Hungary’s central bank has stated it will intervene to safeguard the stability of the domestic financial markets if required, after the currency and stock market plummeted.
As the Ukraine crisis continues, the consequent global financial tensions shook Central European markets as investors sold emerging-market assets.
The Hungarian National Bank (MNB) has been criticising the government’s pre-election stance, which has been driving up inflation and the budget deficit. Reports indicate the emerging market turbulence could result in Hungary being penalised by international investors due to its weakening macro-economic fundamentals.
The Forint plummeted to a record low on Tuesday, moving past 379 to the Euro on the day from 371 the day before.
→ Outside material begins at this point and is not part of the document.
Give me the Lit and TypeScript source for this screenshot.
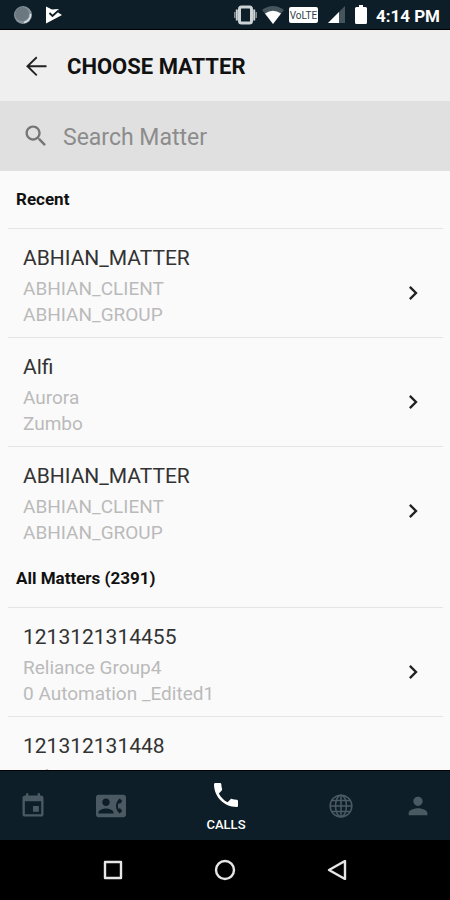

The currency lost 6% of its value over the past five trading days. In addition, the Dollar/Forint rate also hit a record 340, an 8.1% rise since the Covid crisis.
The Hungarian National Bank is keeping a close eye on the situation and said it is prepared to intervene at any moment. It went on to add that financial trends throughout the region are currently being influenced by external factors, as a consequence of Russia’s invasion of Ukraine.
Moreover, according to data relating to Hungary’s recovery from the pandemic, the economic fundamentals are strong. The central bank stated: "The clear goal of the MNB is to ensure that the increased risks due to the geopolitical circumstances will not jeopardise Hungary's price and financial stability. Money market movements are not justified by fundamentals, but they increase upside inflation risks," the MNB said.